The FCA has issued an £18m fine to investment advisory and wealth management firm, Julius Baer International (JBI).
The regulator stated that the firm’s financial penalty is for failing to conduct its business with integrity, failing to take reasonable care to organise and control its affairs and failing to be open and cooperative with the FCA.
As well as the fine, FCA has also decided to ban former regional head for Bank Julius Baer (BJB), Gustavo Raitzin, former BJB Sub-Regional (Market) Head for Russia and Eastern Europe, Thomas Seiler, and former relationship manager on JBI’s Russian and Eastern European Desk, Louise Whitestone.
The FCA has concluded that JBI facilitated finder’s arrangements between BJB and an employee of a number of Yukos Group companies, Dimitri Merinson. Under these arrangements, BJB paid finder’s fees to Merinson for introducing Yukos Group companies to Julius Baer. This was done on the understanding that the Yukos Group companies would then place large cash sums with Julius Baer from which Julius Baer could generate significant revenues.

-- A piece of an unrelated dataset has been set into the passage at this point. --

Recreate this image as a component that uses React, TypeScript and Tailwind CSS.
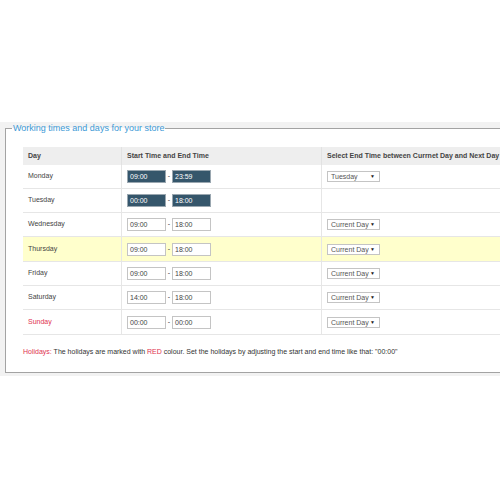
import React from "react";

interface DiaTrabalho {
  nome: string;
  inicio: string;
  fim: string;
  fimDia?: string;
  selecionado?: boolean;
  destaque?: boolean;
  feriado?: boolean;
  alto?: boolean;
}

const dias: DiaTrabalho[] = [
  { nome: "Monday", inicio: "09:00", fim: "23:59", fimDia: "Tuesday", selecionado: true },
  { nome: "Tuesday", inicio: "00:00", fim: "18:00", selecionado: true },
  { nome: "Wednesday", inicio: "09:00", fim: "18:00", fimDia: "Current Day" },
  { nome: "Thursday", inicio: "09:00", fim: "18:00", fimDia: "Current Day", destaque: true, alto: true },
  { nome: "Friday", inicio: "09:00", fim: "18:00", fimDia: "Current Day" },
  { nome: "Saturday", inicio: "14:00", fim: "18:00", fimDia: "Current Day" },
  { nome: "Sunday", inicio: "00:00", fim: "00:00", fimDia: "Current Day", feriado: true, alto: true },
];

function CampoHora({ valor, selecionado }: { valor: string; selecionado?: boolean }) {
  return (
    <div
      className={`flex h-[13px] w-[39px] items-center border pl-[2px] text-[7px] leading-none ${
        selecionado
          ? "border-[#9aa7b0] bg-[#35566b] text-white"
          : "border-[#c4c4c4] bg-white text-[#444]"
      }`}
    >
      {valor}
    </div>
  );
}

function SeletorDia({ valor }: { valor: string }) {
  return (
    <div className="flex h-[11px] w-[53px] items-center justify-between border border-[#c4c4c4] bg-white pl-[3px] pr-[4px] text-[7px] leading-none text-[#555]">
      <span>{valor}</span>
      <span className="text-[5px] text-[#222]">▼</span>
    </div>
  );
}

export default function App() {
  return (
    <div
      className="h-[500px] w-[500px] overflow-hidden bg-white"
      style={{ fontFamily: '"Liberation Sans", Arial, sans-serif' }}
    >
      <div className="h-[122px]" />
      <div className="h-[254px] bg-[#f2f2f2] pl-[5px] pt-px">
        <fieldset className="h-[250px] w-[520px] border border-[#a3a3a3] bg-white pl-[17px] pt-[13px]">
          <legend className="-ml-[11px] px-px text-[9px] leading-[11px] text-[#3d9ad6]">
            Working times and days for your store
          </legend>

          <div className="w-[490px] text-[7px] text-[#444]">
            <div className="flex h-[18px] bg-[#eeeeee] font-bold text-[#444]">
              <div className="flex w-[99px] items-center border-r border-[#e2e2e2] pl-[5px]">Day</div>
              <div className="flex w-[200px] items-center border-r border-[#e2e2e2] pl-[5px]">
                Start Time and End Time
              </div>
              <div className="flex flex-1 items-center pl-[5px]">
                Select End Time between Currnet Day and Next Day
              </div>
            </div>

            {dias.map((dia) => (
              <div
                className={`flex border-b border-[#e6e6e6] ${dia.alto ? "h-[25px]" : "h-[24px]"} ${
                  dia.destaque ? "bg-[#ffffcc]" : "bg-white"
                }`}
                key={dia.nome}
              >
                <div
                  className={`flex w-[99px] items-center border-r border-[#e6e6e6] pl-[5px] ${
                    dia.feriado ? "text-[#e0334f]" : ""
                  }`}
                >
                  {dia.nome}
                </div>
                <div className="flex w-[200px] items-center border-r border-[#e6e6e6] pl-[5px]">
                  <CampoHora selecionado={dia.selecionado} valor={dia.inicio} />
                  <span className="w-[6px] text-center text-[#333]">-</span>
                  <CampoHora selecionado={dia.selecionado} valor={dia.fim} />
                </div>
                <div className="flex flex-1 items-center pl-[5px]">
                  {dia.fimDia ? <SeletorDia valor={dia.fimDia} /> : null}
                </div>
              </div>
            ))}

            <p className="mt-[12px] text-[7px] leading-[10px] text-[#333]">
              <span className="text-[#e0334f]">Holidays:</span> The holidays are marked with{" "}
              <span className="text-[#e0334f]">RED</span> colour. Set the holidays by adjusting the
              start and end time like that: "00:00"
            </p>
          </div>
        </fieldset>
      </div>
    </div>
  );
}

In particular, an FCA investigation found that uncommercial FX transactions were made in which the Yukos Group companies were charged far higher than standard rates, with the profits being shared between Mr Merinson and Julius Baer. Merinson received commission payments totalling approximately $3m as a result of these arrangements.
The FCA described these fees as “improper” and together with the uncommercial FX transactions “showed a lack of integrity” in the way in which JBI was undertaking this business.
Furthermore, JBI failed to have adequate policies and procedures in place to identify the risks arising from the relationships between JBI and external third parties that introduced potential clients to Julius Baer in return for commission.
JBI became aware of the nature of these transactions – including the commission payments to Merinson – in 2012 and suspected that a potential fraud had been committed. However, it did not report these matters to the FCA until July 2014.
Raitzin, Seiler and Whitestone have since referred their decision notices to the Upper Tribunal where they will each present their respective cases. These Upper Tribunal proceedings commenced on 28 November 2022.
FCA executive director of enforcement and market oversight, Mark Steward, commented: “There were obvious signs that the relationships here were corrupt, which senior individuals saw and ignored.
“These weaknesses create the circumstances in which financial crime of the most serious kind can flourish. The FCA’s decisions on the individuals whom the FCA alleges were involved in these failures will now be reviewed in the Upper Tribunal.”